“The victim was a young woman who fell to the ground unconscious,” said Mackie’s lawyer Jackie van Schalkwyk.
Judge Tony Zohrab said one-punch strikes were often a “lottery” in terms of the outcome for the victim.
He said some people died while others bounced back up, and a huge number suffered significant injury and some were left brain-damaged for life.
“This really was an incredibly serious offence involving nasty violence,” Judge Zohrab said.
On a night in August last year, the victim, described as a 25-year-old petite woman, met Mackie at a Blenheim tavern. They were otherwise unknown to each other.
The victim went outside where an argument between the pair started and escalated to “pushing” as others tried to defuse the situation.
As the woman tried to go back inside Mackie, who is of a solid build, punched her with a closed fist with such force she fell back unconscious and hit her head on the ground.
She was left with facial injuries and a cut to the back of her head.
Mackie told the police he had punched her because “she said something hurtful about his unborn child”.
Judge Zohrab said whatever was said, there was no justification for such a response.
Mackie was on bail for that offence when just before midnight on October 21 last year he was seen driving on Blenheim’s High St in such a manner that he attracted the attention of the police.

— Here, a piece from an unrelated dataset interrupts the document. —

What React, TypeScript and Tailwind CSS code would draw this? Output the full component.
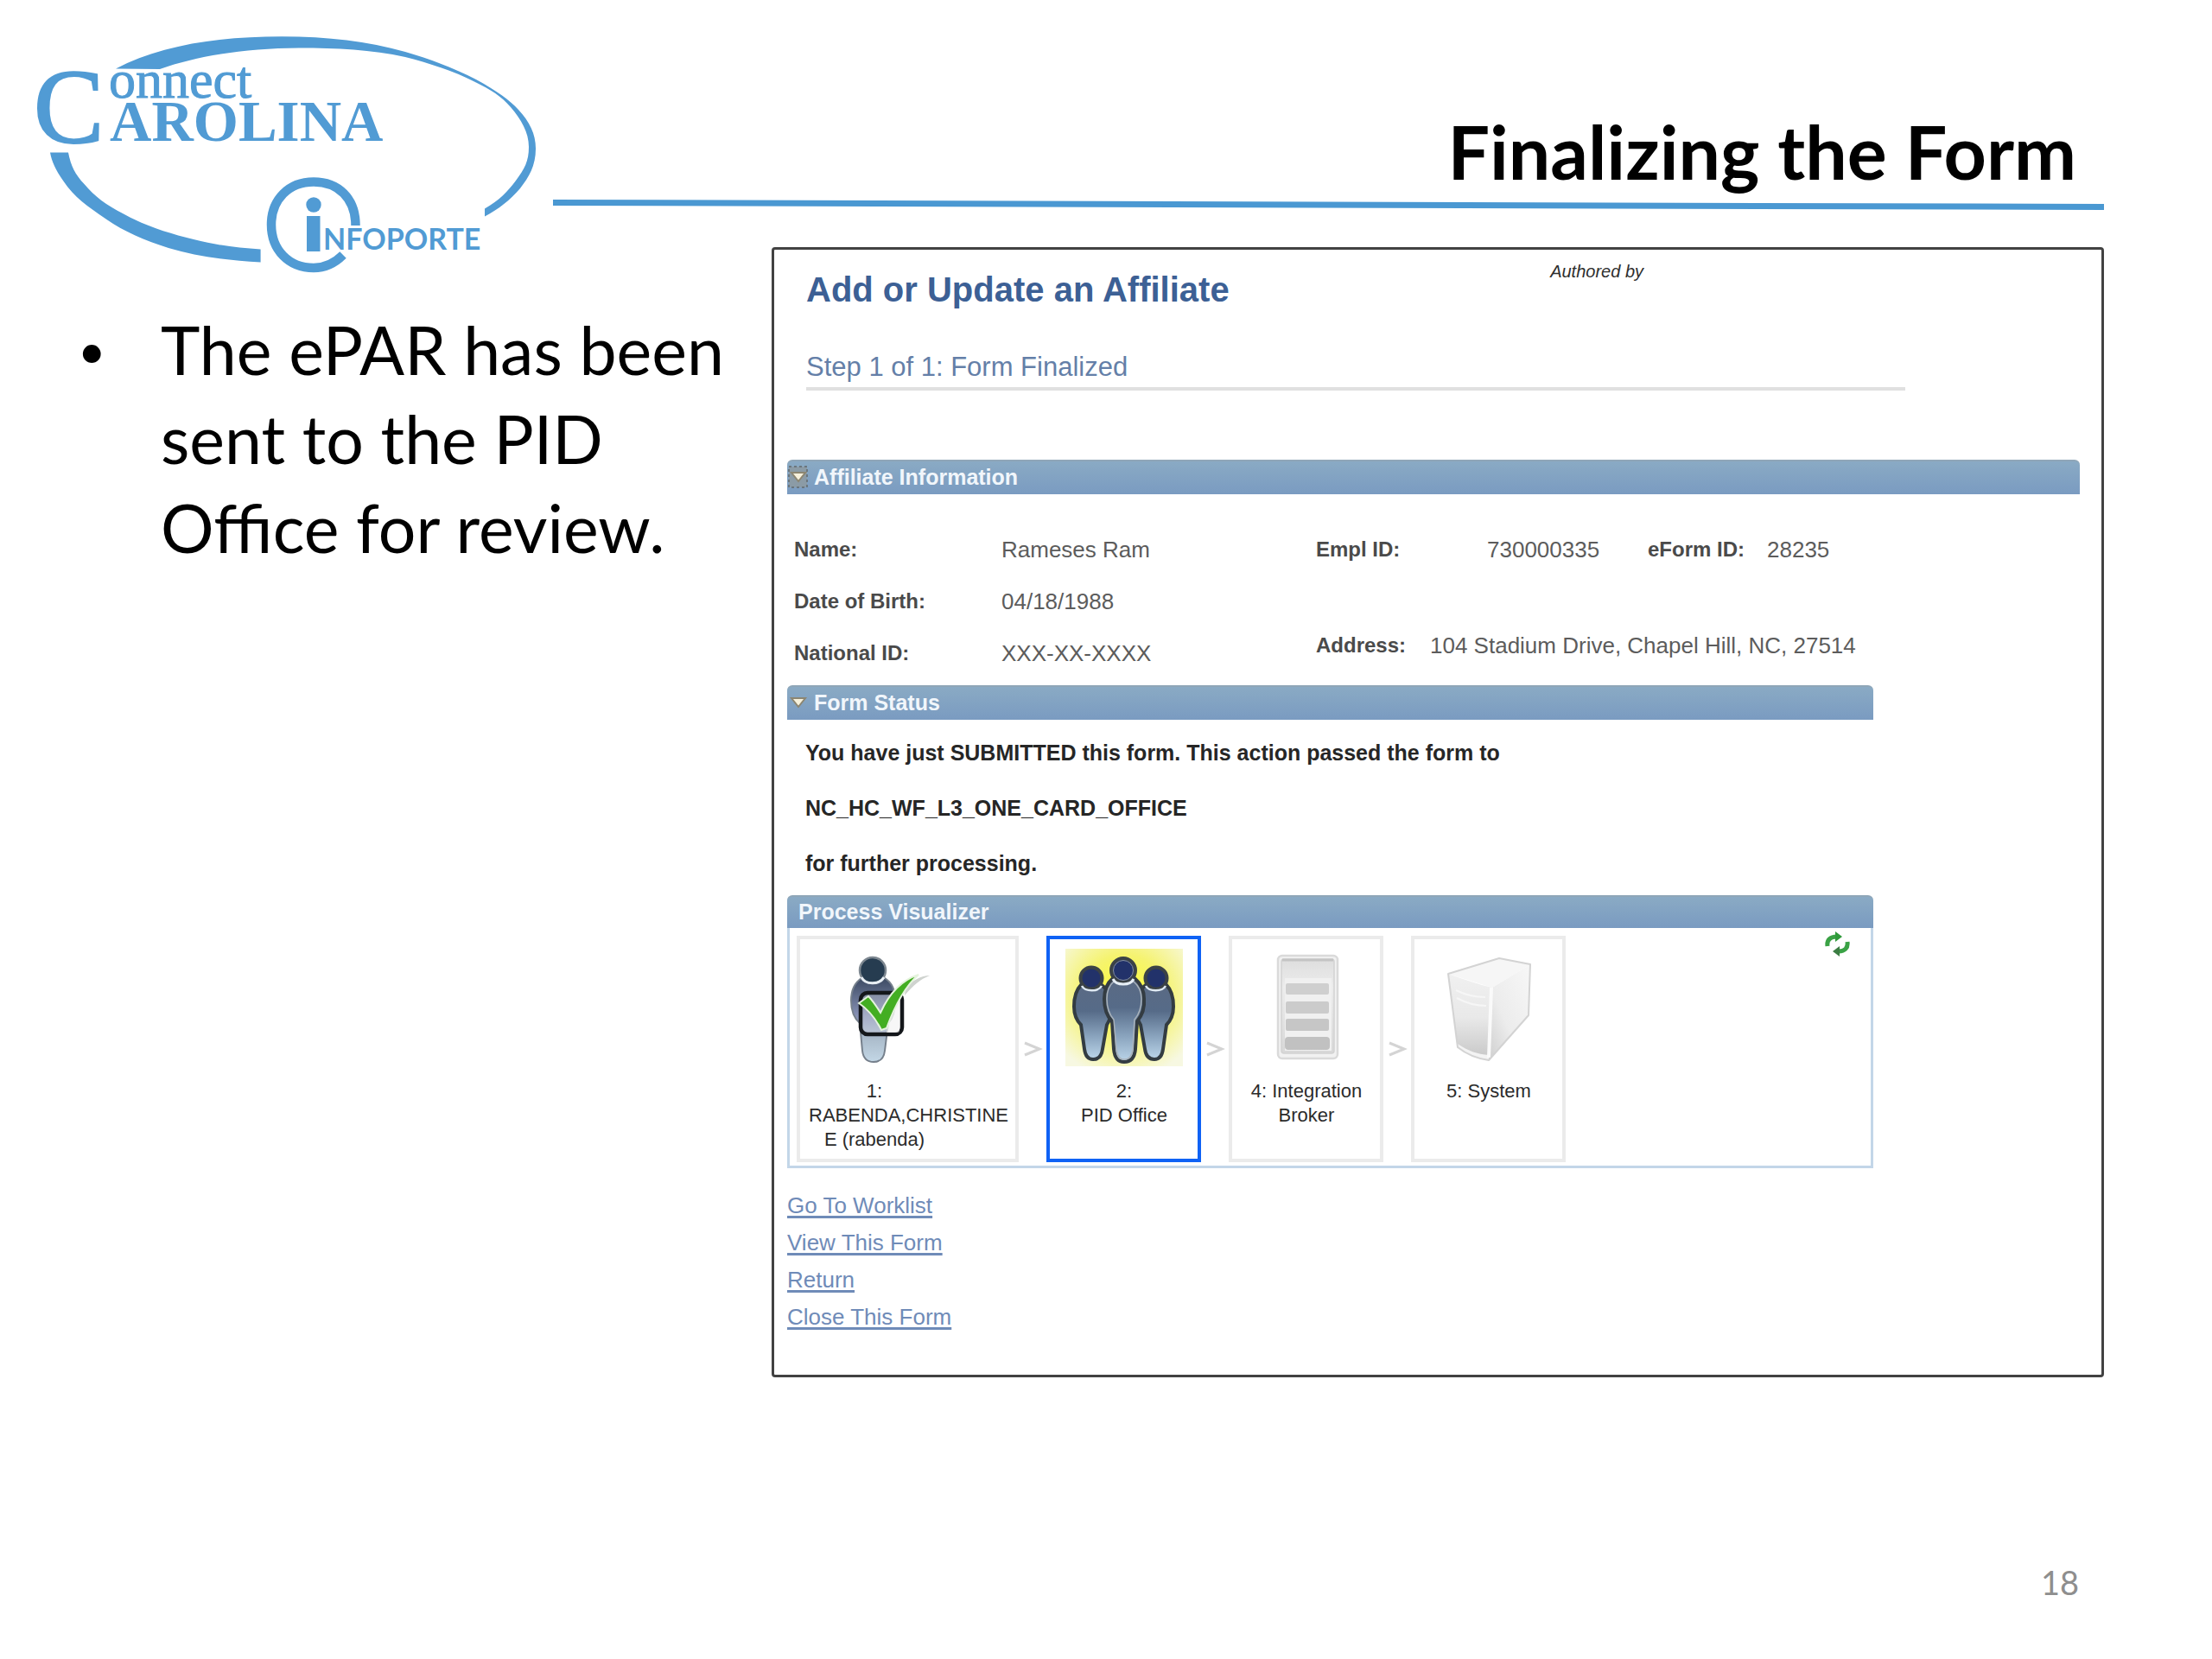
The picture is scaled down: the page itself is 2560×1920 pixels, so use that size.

They saw him approach a roundabout at speed, in an area with a 30km/h speed limit. Police activated their lights but Mackie didn’t stop. They stopped the pursuit when Mackie reached the main road between Blenheim and Picton and was seen passing vehicles at excessive speed.
Several minutes later he lost control of his car, crossed the centre line, hit a wire rope and the car spun to a stop.
Judge Zohrab said that was 13.5km from where the police had first seen him.
“It’s one thing if you want to kill yourself by driving like a mad man but it’s incredibly selfish to do that to someone else,” he said.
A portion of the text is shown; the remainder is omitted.